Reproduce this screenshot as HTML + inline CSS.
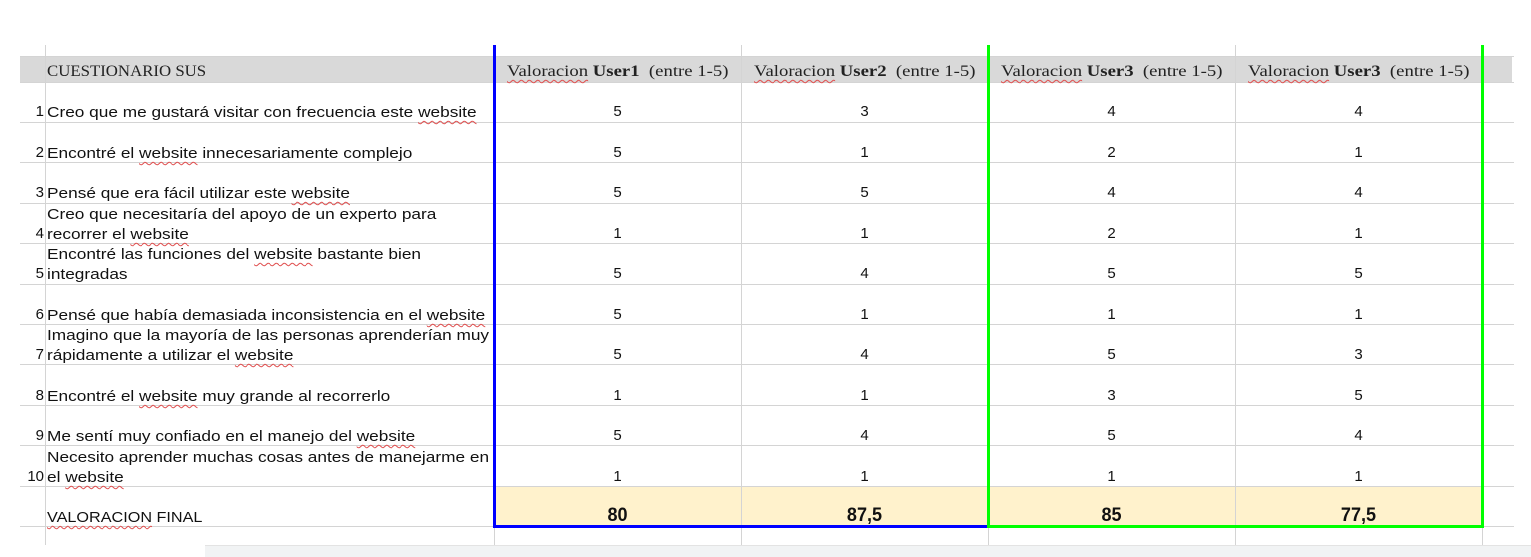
<!DOCTYPE html>
<html><head><meta charset="utf-8"><style>
body{margin:0;width:1531px;height:556px;background:#fff;position:relative;overflow:hidden;font-family:"Liberation Sans",Arial,sans-serif;font-size:15px;color:#111}
.a{position:absolute}
.hl{position:absolute;left:20px;width:1494px;height:1px;background:#d4d4d4}
.vl{position:absolute;width:1px;background:#d4d4d4}
.hd{position:absolute;top:58px;height:26px;line-height:28px;font-family:"Liberation Serif",serif;font-size:16px;color:#222;transform:scaleX(1.17);transform-origin:0 0;white-space:nowrap}
.sq{text-decoration:underline wavy #e05050;text-decoration-thickness:1px;text-underline-offset:3px}
.n{position:absolute;width:30px;left:14px;text-align:right}
.t{position:absolute;left:47px;line-height:20px;transform:scaleX(1.15);transform-origin:0 0;white-space:nowrap}
.v{position:absolute;width:247px;text-align:center}
</style></head><body>
<div class="a" style="left:20px;top:56px;width:1492px;height:26px;background:#d9d9d9"></div>
<div class="a" style="left:494px;top:486px;width:988px;height:40px;background:#fff2cc"></div>
<div class="vl" style="left:45px;top:45px;height:500px"></div>
<div class="vl" style="left:741px;top:45px;height:500px"></div>
<div class="vl" style="left:1235px;top:45px;height:500px"></div>
<div class="vl" style="left:494px;top:45px;height:500px"></div>
<div class="vl" style="left:988px;top:45px;height:500px"></div>
<div class="vl" style="left:1482px;top:45px;height:500px"></div>
<div class="hl" style="top:56px"></div>
<div class="hl" style="top:82px"></div>
<div class="hl" style="top:122px"></div>
<div class="hl" style="top:162px"></div>
<div class="hl" style="top:203px"></div>
<div class="hl" style="top:243px"></div>
<div class="hl" style="top:284px"></div>
<div class="hl" style="top:324px"></div>
<div class="hl" style="top:364px"></div>
<div class="hl" style="top:405px"></div>
<div class="hl" style="top:445px"></div>
<div class="hl" style="top:486px"></div>
<div class="hl" style="top:526px"></div>
<div class="a" style="left:493px;top:45px;width:3px;height:483px;background:#0000ff"></div>
<div class="a" style="left:493px;top:525px;width:496px;height:3px;background:#0000ff"></div>
<div class="a" style="left:987px;top:45px;width:3px;height:483px;background:#00ff00"></div>
<div class="a" style="left:1481px;top:45px;width:3px;height:483px;background:#00ff00"></div>
<div class="a" style="left:989px;top:525px;width:495px;height:3px;background:#00ff00"></div>
<div class="a" style="left:205px;top:545px;width:1326px;height:11px;background:#f1f3f4;border-top:1px solid #e3e3e3"></div>

<div class="hd" style="left:47px;transform:scaleX(1.05)">CUESTIONARIO SUS</div>
<div class="hd" style="left:507px"><span class="sq">Valoracion</span> <b>User1</b>&nbsp; (entre 1-5)</div>
<div class="hd" style="left:754px"><span class="sq">Valoracion</span> <b>User2</b>&nbsp; (entre 1-5)</div>
<div class="hd" style="left:1001px"><span class="sq">Valoracion</span> <b>User3</b>&nbsp; (entre 1-5)</div>
<div class="hd" style="left:1248px"><span class="sq">Valoracion</span> <b>User3</b>&nbsp; (entre 1-5)</div>

<div class="n" style="top:103px">1</div><div class="t" style="top:103px">Creo que me gustará visitar con frecuencia este <span class="sq">website</span></div>
<div class="n" style="top:144px">2</div><div class="t" style="top:144px">Encontré el <span class="sq">website</span> innecesariamente complejo</div>
<div class="n" style="top:184px">3</div><div class="t" style="top:184px">Pensé que era fácil utilizar este <span class="sq">website</span></div>
<div class="n" style="top:225px">4</div><div class="t" style="top:205px">Creo que necesitaría del apoyo de un experto para<br>recorrer el <span class="sq">website</span></div>
<div class="n" style="top:265px">5</div><div class="t" style="top:245px">Encontré las funciones del <span class="sq">website</span> bastante bien<br>integradas</div>
<div class="n" style="top:306px">6</div><div class="t" style="top:306px">Pensé que había demasiada inconsistencia en el <span class="sq">website</span></div>
<div class="n" style="top:346px">7</div><div class="t" style="top:326px">Imagino que la mayoría de las personas aprenderían muy<br>rápidamente a utilizar el <span class="sq">website</span></div>
<div class="n" style="top:387px">8</div><div class="t" style="top:387px">Encontré el <span class="sq">website</span> muy grande al recorrerlo</div>
<div class="n" style="top:427px">9</div><div class="t" style="top:427px">Me sentí muy confiado en el manejo del <span class="sq">website</span></div>
<div class="n" style="top:468px">10</div><div class="t" style="top:448px">Necesito aprender muchas cosas antes de manejarme en<br>el <span class="sq">website</span></div>
<div class="t" style="top:508px;transform:scaleX(1.08)"><span class="sq">VALORACION</span> FINAL</div>

<div id="vals"></div>
<script>
var d=[[5,3,4,4],[5,1,2,1],[5,5,4,4],[1,1,2,1],[5,4,5,5],[5,1,1,1],[5,4,5,3],[1,1,3,5],[5,4,5,4],[1,1,1,1]];
var tops=[103,144,184,225,265,306,346,387,427,468];
var xs=[494,741,988,1235],h='';
d.forEach(function(r,i){r.forEach(function(v,j){h+='<div class="v" style="left:'+xs[j]+'px;top:'+tops[i]+'px">'+v+'</div>';});});
['80','87,5','85','77,5'].forEach(function(v,j){h+='<div class="v" style="left:'+xs[j]+'px;top:505px;font-weight:bold;font-size:19px;transform:scaleX(0.95)">'+v+'</div>';});
document.getElementById('vals').innerHTML=h;
</script>
</body></html>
◇ ◇ ◇ ◇
[REQUIRED TASK] Reproduce the whole listing word for word, setting aside any pictures.

[OUTPUT FOR THIS TASK]
Reproduce this screenshot as HTML + inline CSS.
<!DOCTYPE html>
<html><head><meta charset="utf-8"><style>
body{margin:0;width:1531px;height:556px;background:#fff;position:relative;overflow:hidden;font-family:"Liberation Sans",Arial,sans-serif;font-size:15px;color:#111}
.a{position:absolute}
.hl{position:absolute;left:20px;width:1494px;height:1px;background:#d4d4d4}
.vl{position:absolute;width:1px;background:#d4d4d4}
.hd{position:absolute;top:58px;height:26px;line-height:28px;font-family:"Liberation Serif",serif;font-size:16px;color:#222;transform:scaleX(1.17);transform-origin:0 0;white-space:nowrap}
.sq{text-decoration:underline wavy #e05050;text-decoration-thickness:1px;text-underline-offset:3px}
.n{position:absolute;width:30px;left:14px;text-align:right}
.t{position:absolute;left:47px;line-height:20px;transform:scaleX(1.15);transform-origin:0 0;white-space:nowrap}
.v{position:absolute;width:247px;text-align:center}
</style></head><body>
<div class="a" style="left:20px;top:56px;width:1492px;height:26px;background:#d9d9d9"></div>
<div class="a" style="left:494px;top:486px;width:988px;height:40px;background:#fff2cc"></div>
<div class="vl" style="left:45px;top:45px;height:500px"></div>
<div class="vl" style="left:741px;top:45px;height:500px"></div>
<div class="vl" style="left:1235px;top:45px;height:500px"></div>
<div class="vl" style="left:494px;top:45px;height:500px"></div>
<div class="vl" style="left:988px;top:45px;height:500px"></div>
<div class="vl" style="left:1482px;top:45px;height:500px"></div>
<div class="hl" style="top:56px"></div>
<div class="hl" style="top:82px"></div>
<div class="hl" style="top:122px"></div>
<div class="hl" style="top:162px"></div>
<div class="hl" style="top:203px"></div>
<div class="hl" style="top:243px"></div>
<div class="hl" style="top:284px"></div>
<div class="hl" style="top:324px"></div>
<div class="hl" style="top:364px"></div>
<div class="hl" style="top:405px"></div>
<div class="hl" style="top:445px"></div>
<div class="hl" style="top:486px"></div>
<div class="hl" style="top:526px"></div>
<div class="a" style="left:493px;top:45px;width:3px;height:483px;background:#0000ff"></div>
<div class="a" style="left:493px;top:525px;width:496px;height:3px;background:#0000ff"></div>
<div class="a" style="left:987px;top:45px;width:3px;height:483px;background:#00ff00"></div>
<div class="a" style="left:1481px;top:45px;width:3px;height:483px;background:#00ff00"></div>
<div class="a" style="left:989px;top:525px;width:495px;height:3px;background:#00ff00"></div>
<div class="a" style="left:205px;top:545px;width:1326px;height:11px;background:#f1f3f4;border-top:1px solid #e3e3e3"></div>

<div class="hd" style="left:47px;transform:scaleX(1.05)">CUESTIONARIO SUS</div>
<div class="hd" style="left:507px"><span class="sq">Valoracion</span> <b>User1</b>&nbsp; (entre 1-5)</div>
<div class="hd" style="left:754px"><span class="sq">Valoracion</span> <b>User2</b>&nbsp; (entre 1-5)</div>
<div class="hd" style="left:1001px"><span class="sq">Valoracion</span> <b>User3</b>&nbsp; (entre 1-5)</div>
<div class="hd" style="left:1248px"><span class="sq">Valoracion</span> <b>User3</b>&nbsp; (entre 1-5)</div>

<div class="n" style="top:103px">1</div><div class="t" style="top:103px">Creo que me gustará visitar con frecuencia este <span class="sq">website</span></div>
<div class="n" style="top:144px">2</div><div class="t" style="top:144px">Encontré el <span class="sq">website</span> innecesariamente complejo</div>
<div class="n" style="top:184px">3</div><div class="t" style="top:184px">Pensé que era fácil utilizar este <span class="sq">website</span></div>
<div class="n" style="top:225px">4</div><div class="t" style="top:205px">Creo que necesitaría del apoyo de un experto para<br>recorrer el <span class="sq">website</span></div>
<div class="n" style="top:265px">5</div><div class="t" style="top:245px">Encontré las funciones del <span class="sq">website</span> bastante bien<br>integradas</div>
<div class="n" style="top:306px">6</div><div class="t" style="top:306px">Pensé que había demasiada inconsistencia en el <span class="sq">website</span></div>
<div class="n" style="top:346px">7</div><div class="t" style="top:326px">Imagino que la mayoría de las personas aprenderían muy<br>rápidamente a utilizar el <span class="sq">website</span></div>
<div class="n" style="top:387px">8</div><div class="t" style="top:387px">Encontré el <span class="sq">website</span> muy grande al recorrerlo</div>
<div class="n" style="top:427px">9</div><div class="t" style="top:427px">Me sentí muy confiado en el manejo del <span class="sq">website</span></div>
<div class="n" style="top:468px">10</div><div class="t" style="top:448px">Necesito aprender muchas cosas antes de manejarme en<br>el <span class="sq">website</span></div>
<div class="t" style="top:508px;transform:scaleX(1.08)"><span class="sq">VALORACION</span> FINAL</div>

<div id="vals"></div>
<script>
var d=[[5,3,4,4],[5,1,2,1],[5,5,4,4],[1,1,2,1],[5,4,5,5],[5,1,1,1],[5,4,5,3],[1,1,3,5],[5,4,5,4],[1,1,1,1]];
var tops=[103,144,184,225,265,306,346,387,427,468];
var xs=[494,741,988,1235],h='';
d.forEach(function(r,i){r.forEach(function(v,j){h+='<div class="v" style="left:'+xs[j]+'px;top:'+tops[i]+'px">'+v+'</div>';});});
['80','87,5','85','77,5'].forEach(function(v,j){h+='<div class="v" style="left:'+xs[j]+'px;top:505px;font-weight:bold;font-size:19px;transform:scaleX(0.95)">'+v+'</div>';});
document.getElementById('vals').innerHTML=h;
</script>
</body></html>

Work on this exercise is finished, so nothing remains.